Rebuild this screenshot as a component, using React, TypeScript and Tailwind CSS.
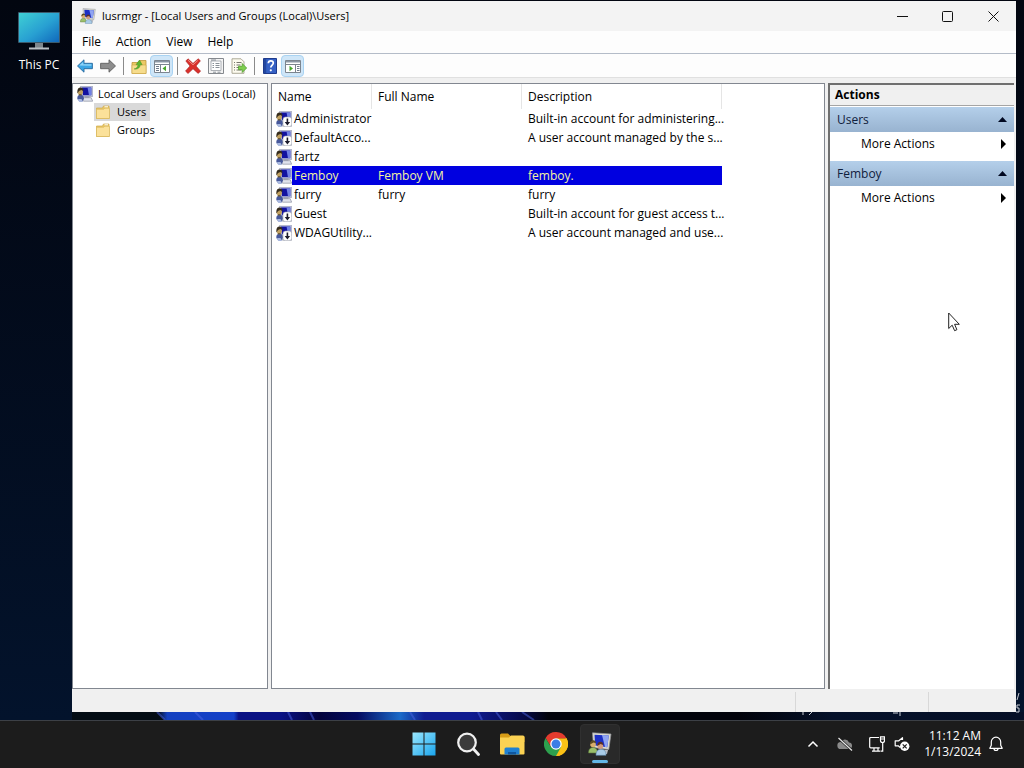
import type { ReactNode } from "react";

type User = {
  name: string;
  fullName: string;
  description: string;
  disabled?: boolean;
};

const USERS: User[] = [
  { name: "Administrator", fullName: "", description: "Built-in account for administering...", disabled: true },
  { name: "DefaultAcco...", fullName: "", description: "A user account managed by the s...", disabled: true },
  { name: "fartz", fullName: "", description: "" },
  { name: "Femboy", fullName: "Femboy VM", description: "femboy." },
  { name: "furry", fullName: "furry", description: "furry" },
  { name: "Guest", fullName: "", description: "Built-in account for guest access t...", disabled: true },
  { name: "WDAGUtility...", fullName: "", description: "A user account managed and use...", disabled: true },
];

const SELECTED = "Femboy";

/* ---------- icons ---------- */

// Monitor with two people in front of it
function GroupIcon({ size = 16 }: { size?: number }) {
  return (
    <svg width={size} height={size} viewBox="0 0 24 24" aria-hidden="true">
      <path d="M4.500.8 23 2 20.800 17.500 5.500 15.500z" fill="#dcdcd0" stroke="#8f9098" strokeWidth=".7" />
      <path d="M6.500 2.700 20.800 3.500 19.200 15.300 7.200 13.600z" fill="#1c2fc4" />
      <path d="M14 3.100 20.800 3.500 19.200 15.300 17 15z" fill="#8fa4f2" />
      <path d="M12 17.500 20 18l-1 4-6 .5z" fill="#b9bcc2" />
      <path d="M.5 21c0-4 2-5.500 4.500-5.500S9.500 17 9.500 21z" fill="#9bbf6a" stroke="#55713a" strokeWidth=".6" />
      <circle cx="5" cy="12.500" r="2.800" fill="#d9ae6c" />
      <path d="M2 12.500c0-3 1.500-4.300 3.200-4.300s3 1.300 2.800 3L5.500 10.500z" fill="#5b4a22" />
      <path d="M8 23.300c0-4.300 2-6 5-6s5 1.500 5 6z" fill="#a9cbe6" stroke="#5d87a8" strokeWidth=".6" />
      <circle cx="12.300" cy="14" r="2.900" fill="#d19a80" />
      <path d="M9.200 14c0-3 1.500-4.200 3.200-4.200 1.900 0 3.100 1.400 2.900 3.300l-2.800-1.100z" fill="#5a3024" />
    </svg>
  );
}

// One user beside a computer; disabled accounts carry the arrow badge
function UserIcon({ disabled = false }: { disabled?: boolean }) {
  return (
    <svg className="shrink-0" width="16" height="16" viewBox="0 0 16 16" aria-hidden="true">
      <path d="M3.500.3h12.200v10.200H5z" fill="#c3c9e0" stroke="#8e94ac" strokeWidth=".6" />
      <path d="M5 1.500h9.300v7.800H6z" fill="#1212a0" />
      <path d="M10.500 1.500h3.800v7.800H12z" fill="#6f80e4" />
      <path d="M7.500 10.500h5v1.200h-5z" fill="#8a90a8" />
      <path d="M5.500 11.700h8.700l1.500 3.500H6.500z" fill="#dfe2ec" stroke="#7c8194" strokeWidth=".6" />
      <path d="M.3 13c-.2-3.200 1-4.300 3.200-4.300 1.800 0 3.300 1 3.500 3.800l-1.500 3h-3z" fill="#46589c" />
      <path d="M1 13h3.500l1.500 2.700H2z" fill="#a9b9e0" />
      <path d="M1.200 3.200h4l.8 3-1.500 3H2L.8 7z" fill="#c0a060" />
      <path d="M.4 7.500C-.1 3.500 1.300 1.500 3.500 1.500c2 0 3.200 1.400 2.900 3.500L4.300 4 2 5z" fill="#352c1c" />
      <path d="M1.800 8.800h2.800" stroke="#352c1c" strokeWidth=".8" />
      {disabled && (
        <>
          <rect x="7" y="6" width="8.700" height="9.700" rx="2.500" fill="#fff" stroke="#a0a4b0" strokeWidth=".6" />
          <path d="M10.600 7.500h1.600V11h1.900l-2.700 3.500L8.700 11h1.900z" fill="#1b1b2b" />
        </>
      )}
    </svg>
  );
}

function FolderIcon() {
  return (
    <svg className="shrink-0" width="16" height="16" viewBox="0 0 16 16" aria-hidden="true">
      <path d="M1.500 4h6l1-2h5.500v12.500H1.500z" fill="#e9c765" stroke="#d0a94a" strokeWidth=".7" />
      <path d="M9.500 2.800h3.500" stroke="#fff" strokeWidth="1" />
      <path d="M1.500 5.200h7.300l1-1h4.700v10.300h-13z" fill="#fbe19a" stroke="#d9b75c" strokeWidth=".7" />
    </svg>
  );
}

function ArrowIcon({ forward = false }: { forward?: boolean }) {
  return (
    <svg width="16" height="16" viewBox="0 0 16 16" aria-hidden="true">
      {forward ? (
        <path d="M15.500 8 9 1.800v3.500H.6v5.400H9v3.500z" fill="#8d8d8d" stroke="#5f5f5f" strokeWidth=".9" strokeLinejoin="round" />
      ) : (
        <>
          <path d="M.5 8 7 1.800v3.500h8.400v5.400H7v3.500z" fill="#3ba5e4" stroke="#27689c" strokeWidth=".9" strokeLinejoin="round" />
          <path d="M2.200 7.600 6.200 4v2.300h8.200v1.500z" fill="#8fd3f7" />
        </>
      )}
    </svg>
  );
}

function UpFolderIcon() {
  return (
    <svg width="16" height="16" viewBox="0 0 16 16" aria-hidden="true">
      <path d="M1 4.500h6l1.500-2H15v13H1z" fill="#ecc964" stroke="#bf9738" strokeWidth=".8" />
      <path d="M1 7h14v8.500H1z" fill="#f6dc8c" stroke="#cfa94a" strokeWidth=".6" />
      <path d="M3 11c2.500-.5 3.800-2 4-4.200L5 6.600 8.500 2l2.700 4.800-1.900-.1C9 9.500 7 11.700 3 11z" fill="#5cb531" stroke="#3b8520" strokeWidth=".4" />
    </svg>
  );
}

function PaneIcon({ right = false }: { right?: boolean }) {
  return (
    <svg width="18" height="16" viewBox="0 0 18 16" aria-hidden="true">
      <path d="M1.500 2.500h15v12h-15z" fill="#fff" stroke="#7c858f" />
      <path d="M2 3h14v1.500H2z" fill="#8b97a5" />
      <path d="M2 6.500h14" stroke="#7c858f" />
      <path d={right ? "M11.500 6.500v8" : "M7.500 6.500v8"} stroke="#7c858f" />
      <path d={right ? "M13 8.500h2.500M13 10.500h2.500M13 12.500h2.500" : "M3 8.500h3M3 10.500h3M3 12.500h3"} stroke="#6f7c8c" />
      <path d={right ? "M5.500 7.800v5.400L9 10.500z" : "M13 7.800v5.400L9.500 10.500z"} fill="#47a82b" />
    </svg>
  );
}

function DeleteIcon() {
  return (
    <svg width="16" height="16" viewBox="0 0 16 16" aria-hidden="true">
      <path d="M3 .8 8 5.400 13.200.8l2.200 2L11 8l4.600 5.200-2.500 2.200L8 10.800l-5 4.700-2.500-2.400L5 8 .8 3z" fill="#d9302b" stroke="#a81e1e" strokeWidth=".6" strokeLinejoin="round" />
      <path d="M3 2.200 8 6.800l4.800-4.300" fill="none" stroke="#f08a80" strokeWidth="1" />
    </svg>
  );
}

function PropertiesIcon() {
  return (
    <svg width="16" height="16" viewBox="0 0 16 16" aria-hidden="true">
      <path d="M.5.5h15v15H.5z" fill="#f4f4f4" stroke="#85898e" />
      <path d="M3 3h10v9.500H3z" fill="#fff" stroke="#9aa0a6" strokeWidth=".8" />
      <path d="M3 2h5M4.500 5.500H6M7.500 5.500h4M4.500 7.500H6M7.500 7.500h4M4.500 9.500H6M7.500 9.500h4M5 14.200h3M9.500 14.200h3" stroke="#7d848c" strokeWidth=".9" />
    </svg>
  );
}

function ExportIcon() {
  return (
    <svg width="16" height="16" viewBox="0 0 16 16" aria-hidden="true">
      <path d="M1 .8h9l3 3v11.500H1z" fill="#fdfbef" stroke="#a4a08c" strokeWidth=".9" />
      <path d="M3 4.500h1M5.500 4.500h5M3 7h1M5.500 7h4M3 9.500h1M5.500 9.500h3M3 12h1M5.500 12h5" stroke="#77776c" />
      <path d="M7.500 8.300h3.700V5.500l4.500 4.500-4.500 4.500v-2.800H7.500z" fill="#7fce4e" stroke="#4b9a2a" strokeWidth=".7" />
    </svg>
  );
}

function HelpIcon() {
  return (
    <svg width="16" height="16" viewBox="0 0 16 16" aria-hidden="true">
      <path d="M1.500.5h13v15h-13z" fill="#3560c4" stroke="#1f3b8c" />
      <path d="M2 1h2.200v14H2z" fill="#23479f" />
      <path d="M6.300 5.300c0-1.700 1-2.500 2.500-2.500s2.500.8 2.500 2.200c0 2-2.500 2.200-2.500 4.500" fill="none" stroke="#fff" strokeWidth="1.700" />
      <circle cx="8.800" cy="12.300" r="1.100" fill="#fff" />
    </svg>
  );
}

function ThisPcIcon() {
  return (
    <svg width="42" height="39" viewBox="0 0 42 39" aria-hidden="true">
      <defs>
        <linearGradient id="pc" x1="0" y1="0" x2="1" y2="1">
          <stop offset="0" stopColor="#3fd0d4" />
          <stop offset=".55" stopColor="#28a0d2" />
          <stop offset="1" stopColor="#1068bc" />
        </linearGradient>
      </defs>
      <path d="M17 31h8v5h-8z" fill="#7d858c" />
      <path d="M11 35.500h20v2H11z" fill="#b8bec4" />
      <rect x="0" y="0" width="42" height="31" rx="1" fill="#3b5a6c" />
      <rect x="1" y="1" width="40" height="29" fill="url(#pc)" />
    </svg>
  );
}

/* ---------- small pieces ---------- */

function ToolButton({ label, active, children }: { label: string; active?: boolean; children: ReactNode }) {
  return (
    <button
      type="button"
      aria-label={label}
      className={`flex h-[22px] w-[23px] items-center justify-center ${active ? "rounded-sm border border-[#a9d3f2] bg-[#cfe6f8]" : ""}`}
    >
      {children}
    </button>
  );
}

function ToolSeparator() {
  return (
    <div className="flex w-2 justify-center">
      <div className="h-[18px] w-px bg-[#8a8a8a]" />
    </div>
  );
}

function ActionGroup({ title }: { title: string }) {
  return (
    <section className="mb-[5px]">
      <button type="button" className="flex h-[25px] w-full items-center justify-between bg-linear-to-b from-[#b4cfea] to-[#98b3d0] px-[7px] text-[#10203c]">
        {title}
        <svg width="9" height="5" viewBox="0 0 9 5" aria-hidden="true">
          <path d="M4.500 0 9 5H0z" fill="#000820" />
        </svg>
      </button>
      <button type="button" className="flex h-6 w-full items-center justify-between pr-2 pl-[31px]">
        More Actions
        <svg width="5" height="10" viewBox="0 0 5 10" aria-hidden="true">
          <path d="M0 0v10l5-5z" fill="#000" />
        </svg>
      </button>
    </section>
  );
}

function TaskButton({ label, active, children }: { label: string; active?: boolean; children: ReactNode }) {
  return (
    <button
      type="button"
      aria-label={label}
      className={`relative flex h-10 w-10 items-center justify-center rounded ${active ? "border border-[#303030] bg-[#292929]" : ""}`}
    >
      {children}
      {active && <span className="absolute bottom-0 h-[3px] w-4 rounded-full bg-[#63b7e6]" />}
    </button>
  );
}

/* ---------- window ---------- */

function TitleBar() {
  return (
    <header className="flex h-[30px] items-center bg-[#f3f3f3] pl-2">
      <GroupIcon />
      <h1 className="ml-[6px] flex-1 text-[11px]">lusrmgr - [Local Users and Groups (Local)\Users]</h1>
      <button type="button" aria-label="Minimize" className="flex h-full w-[46px] items-center justify-center">
        <svg width="11" height="11" viewBox="0 0 11 11"><path d="M0 5.500h11" stroke="#111" /></svg>
      </button>
      <button type="button" aria-label="Maximize" className="flex h-full w-[45px] items-center justify-center">
        <svg width="11" height="11" viewBox="0 0 11 11"><rect x=".5" y=".5" width="10" height="10" rx="1" fill="none" stroke="#111" /></svg>
      </button>
      <button type="button" aria-label="Close" className="flex h-full w-[46px] items-center justify-center">
        <svg width="11" height="11" viewBox="0 0 11 11"><path d="M.5.5l10 10M10.500.5l-10 10" stroke="#111" /></svg>
      </button>
    </header>
  );
}

function MenuBar() {
  return (
    <nav className="flex h-[23px] items-center gap-[15px] border-b border-[#b4bcc8] bg-[#fdfdfd] pl-[10px]">
      {["File", "Action", "View", "Help"].map((item) => (
        <button key={item} type="button">{item}</button>
      ))}
    </nav>
  );
}

function ToolBar() {
  return (
    <div className="flex h-6 items-center border-b border-[#e0e0e0] bg-[#fdfdfd] pl-px">
      <ToolButton label="Back"><ArrowIcon /></ToolButton>
      <ToolButton label="Forward"><ArrowIcon forward /></ToolButton>
      <ToolSeparator />
      <ToolButton label="Up one level"><UpFolderIcon /></ToolButton>
      <ToolButton label="Show console tree" active><PaneIcon /></ToolButton>
      <ToolSeparator />
      <ToolButton label="Delete"><DeleteIcon /></ToolButton>
      <ToolButton label="Properties"><PropertiesIcon /></ToolButton>
      <ToolButton label="Export list"><ExportIcon /></ToolButton>
      <ToolSeparator />
      <ToolButton label="Help"><HelpIcon /></ToolButton>
      <ToolButton label="Show action pane" active><PaneIcon right /></ToolButton>
    </div>
  );
}

function ConsoleTree() {
  return (
    <aside className="w-[196px] shrink-0 border border-[#828790] bg-white text-[11px]">
      <button type="button" className="mt-px flex h-[18px] items-center gap-[5px] pl-1 whitespace-nowrap">
        <UserIcon />
        Local Users and Groups (Local)
      </button>
      <ul className="pl-[21px]">
        <li>
          <button type="button" className="flex h-[18px] items-center gap-[6px] bg-[#d9d9d9] pr-1 pl-px">
            <FolderIcon />
            Users
          </button>
        </li>
        <li>
          <button type="button" className="flex h-[18px] items-center gap-[6px] pr-1 pl-px">
            <FolderIcon />
            Groups
          </button>
        </li>
      </ul>
    </aside>
  );
}

function UserTable() {
  return (
    <main className="min-w-0 flex-1 border border-[#828790] bg-white">
      <table className="w-[450px] table-fixed border-separate border-spacing-0 text-left whitespace-nowrap">
        <thead>
          <tr className="h-[25px]">
            <th className="w-[100px] border-r border-[#e5e5e5] p-0 pl-[6px] font-normal">Name</th>
            <th className="w-[150px] border-r border-[#e5e5e5] p-0 pl-[6px] font-normal">Full Name</th>
            <th className="w-[200px] border-r border-[#e5e5e5] p-0 pl-[6px] font-normal">Description</th>
          </tr>
        </thead>
        <tbody>
          {USERS.map((user) => {
            const fill = user.name === SELECTED ? "bg-[#0000e0] text-[#f4f4a0]" : "";
            return (
              <tr key={user.name} className="h-[19px]">
                <td className="p-0">
                  <div className="flex h-[19px] items-center pl-1">
                    <UserIcon disabled={user.disabled} />
                    <span className={`flex h-full flex-1 items-center pl-0.5 ${fill}`}>{user.name}</span>
                  </div>
                </td>
                <td className={`p-0 pl-[6px] ${fill}`}>{user.fullName}</td>
                <td className={`p-0 pl-[6px] ${fill}`}>{user.description}</td>
              </tr>
            );
          })}
        </tbody>
      </table>
    </main>
  );
}

function ActionsPane() {
  return (
    <aside className="mr-0.5 w-[186px] shrink-0 border-t-2 border-l-2 border-[#6f6f6f] bg-white">
      <h2 className="mb-px flex h-[21px] items-center border-b border-[#a5a5a5] bg-[#f0f0f0] pl-[5px] font-bold">Actions</h2>
      <ActionGroup title="Users" />
      <ActionGroup title="Femboy" />
    </aside>
  );
}

function ConsoleWindow() {
  return (
    <div className="mt-px mr-2 mb-2 flex min-w-0 flex-1 flex-col bg-[#f0f0f0]">
      <TitleBar />
      <MenuBar />
      <ToolBar />
      <div className="flex min-h-0 flex-1 gap-[3px] pt-[5px]">
        <ConsoleTree />
        <UserTable />
        <ActionsPane />
      </div>
      <footer className="flex h-[23px] justify-end pt-[3px]">
        <div className="w-[133px] border-l border-[#d8d8d8]" />
        <div className="w-[88px] border-l border-[#d8d8d8]" />
      </footer>
    </div>
  );
}

// Bottom edge of the bloom wallpaper, with the ends of the desktop watermark
function Wallpaper() {
  return (
    <svg className="absolute bottom-0 left-0 h-8 w-full" viewBox="0 0 1024 32" preserveAspectRatio="none" aria-hidden="true">
      <defs>
        <linearGradient id="bloom" x1="72" x2="1024" y1="0" y2="0" gradientUnits="userSpaceOnUse">
          <stop offset="0" stopColor="#030c14" />
          <stop offset=".09" stopColor="#030c14" />
          <stop offset=".1" stopColor="#1440c0" />
          <stop offset=".17" stopColor="#1440c8" />
          <stop offset=".175" stopColor="#0a1284" />
          <stop offset=".22" stopColor="#0a1284" />
          <stop offset=".26" stopColor="#03033c" />
          <stop offset=".3" stopColor="#040b60" />
          <stop offset=".345" stopColor="#1b6ac8" />
          <stop offset=".37" stopColor="#101c90" />
          <stop offset=".42" stopColor="#101c90" />
          <stop offset=".47" stopColor="#060a50" />
          <stop offset=".5" stopColor="#01020a" />
          <stop offset=".7" stopColor="#01020a" />
          <stop offset=".8" stopColor="#05112a" />
          <stop offset="1" stopColor="#050f26" />
        </linearGradient>
      </defs>
      <path d="M72 24h952v8H72z" fill="#030c14" />
      <path d="M157 24h867v8H165z" fill="url(#bloom)" />
      <path d="M157 24l8 8M195 24l8 8M288 24l4 8M310 24l4 8M410 24l5 8M478 24l4 8M496 24l6 8M522 24l12 8" stroke="#4a62e0" strokeWidth="2" opacity=".5" />
      <path d="M803 24v3M812 24l-3 3M893 25h5M900 24v4M1019 5l-2 7M1020 17h-3v3h2v4h-3" fill="none" stroke="#c8ccd4" strokeWidth="1" />
    </svg>
  );
}

/* ---------- taskbar ---------- */

function Taskbar() {
  return (
    <footer className="grid h-12 grid-cols-[1fr_auto_1fr] items-center border-t border-[#3c4046] bg-[#1c1c1c] pb-px text-white">
      <div />
      <div className="flex gap-1">
        <TaskButton label="Start">
          <svg width="24" height="24" viewBox="0 0 24 24">
            <defs>
              <linearGradient id="win" x1="0" y1="0" x2="1" y2="1">
                <stop offset="0" stopColor="#9be7fd" />
                <stop offset="1" stopColor="#19a5ee" />
              </linearGradient>
            </defs>
            <path d="M.5.5h11v11H.5zM12.500.5h11v11h-11zM.5 12.500h11v11H.5zM12.500 12.500h11v11h-11z" fill="url(#win)" />
          </svg>
        </TaskButton>
        <TaskButton label="Search">
          <svg width="24" height="24" viewBox="0 0 24 24">
            <circle cx="11" cy="10.500" r="8.800" fill="#3b3b3b" stroke="#f0f0f0" strokeWidth="2.200" />
            <path d="M17.500 17l5 5.500" stroke="#f0f0f0" strokeWidth="2.800" strokeLinecap="round" />
          </svg>
        </TaskButton>
        <TaskButton label="File Explorer">
          <svg width="26" height="24" viewBox="0 0 26 24">
            <path d="M1 3q0-1.500 1.500-1.500H9L11.500 4H24q1.500 0 1.500 1.500V10H1z" fill="#d79c17" />
            <path d="M1 5.500h9L12 3.500h12q1.500 0 1.500 1.500v16.500q0 1-1 1H2q-1 0-1-1z" fill="#fbd253" />
            <path d="M5.500 22.500V17q0-1.500 1.500-1.500h12q1.500 0 1.500 1.500v5.500z" fill="#1f80d2" />
            <path d="M9 22.500V20h8v2.500z" fill="#10579f" />
          </svg>
        </TaskButton>
        <TaskButton label="Google Chrome">
          <svg width="24" height="24" viewBox="0 0 48 48">
            <path d="M24 24 44.800 12A24 24 0 0 1 24 48z" fill="#fbc116" />
            <path d="M24 12.500h21A24 24 0 0 1 24 48l10-18z" fill="#fbc116" />
            <path d="M3.200 12A24 24 0 0 1 45 12.500H24L14 30z" fill="#e33b2e" />
            <path d="M3.200 12 14 30l20 0L24 48A24 24 0 0 1 3.200 12z" fill="#2da04e" />
            <circle cx="24" cy="24" r="11.500" fill="#fff" />
            <circle cx="24" cy="24" r="9" fill="#3c7de6" />
          </svg>
        </TaskButton>
        <TaskButton label="lusrmgr" active>
          <GroupIcon size={24} />
        </TaskButton>
      </div>
      <div className="flex items-center justify-end pr-5">
        <button type="button" aria-label="Show hidden icons" className="mr-[18px]">
          <svg width="12" height="12" viewBox="0 0 12 12"><path d="M1.500 8.500 6 4l4.500 4.500" fill="none" stroke="#fff" strokeWidth="1.500" /></svg>
        </button>
        <button type="button" aria-label="OneDrive" className="mr-4">
          <svg width="16" height="16" viewBox="0 0 16 16">
            <path d="M4 13a3.500 3.500 0 0 1-.3-7A4.500 4.500 0 0 1 12 6.500 3.300 3.300 0 0 1 12.500 13z" fill="#8a8a8a" />
            <path d="M1.500 2 15 14.500" stroke="#1c1c1c" strokeWidth="2.500" />
            <path d="M1.500 2 15 14.500" stroke="#e8e8e8" strokeWidth="1.200" />
          </svg>
        </button>
        <button type="button" aria-label="Network" className="mr-[9px]">
          <svg width="16" height="16" viewBox="0 0 16 16" fill="none" stroke="#fff" strokeWidth="1.200">
            <path d="M10 1.500H1.700Q.7 1.500.7 2.500v8.300q0 1 1 1h9M5 12v3M9 12v3M3 15.200h8M13.700 6.500v8.700h-2.200" />
            <path d="M11.500.8h4v3.700q0 2-2 2t-2-2zM11.500 3h4" />
          </svg>
        </button>
        <button type="button" aria-label="Volume muted" className="mr-[14px]">
          <svg width="16" height="16" viewBox="0 0 16 16">
            <path d="M8.500 4V1.700L4.800 4.800H1.200v5h3l2 1.700" fill="none" stroke="#fff" strokeWidth="1.200" strokeLinejoin="round" />
            <circle cx="10.700" cy="10.300" r="4.700" fill="#fff" />
            <path d="M8.700 8.300l4 4M12.700 8.300l-4 4" stroke="#1c1c1c" strokeWidth="1.200" />
          </svg>
        </button>
        <button type="button" className="mr-[7px] text-right leading-4">
          11:12 AM
          <br />
          1/13/2024
        </button>
        <button type="button" aria-label="Notifications">
          <svg width="16" height="16" viewBox="0 0 16 16" fill="none" stroke="#fff" strokeWidth="1.200">
            <path d="M8 1.200a4.700 4.700 0 0 0-4.700 4.700v3.300L1.800 12.300h12.400l-1.500-3.100V5.900A4.700 4.700 0 0 0 8 1.200z" strokeLinejoin="round" />
            <path d="M6 12.500a2 2 0 0 0 4 0" />
          </svg>
        </button>
      </div>
    </footer>
  );
}

export default function App() {
  return (
    <div className="flex h-screen flex-col overflow-hidden font-['Open_Sans','Noto_Sans',sans-serif] text-xs text-black">
      <div className="relative flex min-h-0 flex-1 bg-linear-to-b from-[#020610] to-[#03132c]">
        <Wallpaper />
        <div className="relative flex w-[72px] shrink-0 justify-end">
          <button type="button" className="flex h-[78px] w-[66px] flex-col items-center pt-3 text-white">
            <ThisPcIcon />
            <span className="mt-[6px]">This PC</span>
          </button>
        </div>
        <div className="relative flex min-w-0 flex-1">
          <ConsoleWindow />
        </div>
        {/* mouse pointer */}
        <svg className="absolute top-[312px] left-[948px]" width="12" height="20" viewBox="0 0 12 20" aria-hidden="true">
          <path d="M.7 1v15.500l3.500-3.300 2.400 5.500 2.300-1-2.300-5.400h4.700z" fill="#fff" stroke="#222" strokeWidth="1" />
        </svg>
      </div>
      <Taskbar />
    </div>
  );
}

_Short exercise_: Return the material line for line, from its beginning to the line that contains "icons ---------- */", with the pictures left out.

_The result_:
Rebuild this screenshot as a component, using React, TypeScript and Tailwind CSS.
import type { ReactNode } from "react";

type User = {
  name: string;
  fullName: string;
  description: string;
  disabled?: boolean;
};

const USERS: User[] = [
  { name: "Administrator", fullName: "", description: "Built-in account for administering...", disabled: true },
  { name: "DefaultAcco...", fullName: "", description: "A user account managed by the s...", disabled: true },
  { name: "fartz", fullName: "", description: "" },
  { name: "Femboy", fullName: "Femboy VM", description: "femboy." },
  { name: "furry", fullName: "furry", description: "furry" },
  { name: "Guest", fullName: "", description: "Built-in account for guest access t...", disabled: true },
  { name: "WDAGUtility...", fullName: "", description: "A user account managed and use...", disabled: true },
];

const SELECTED = "Femboy";

/* ---------- icons ---------- */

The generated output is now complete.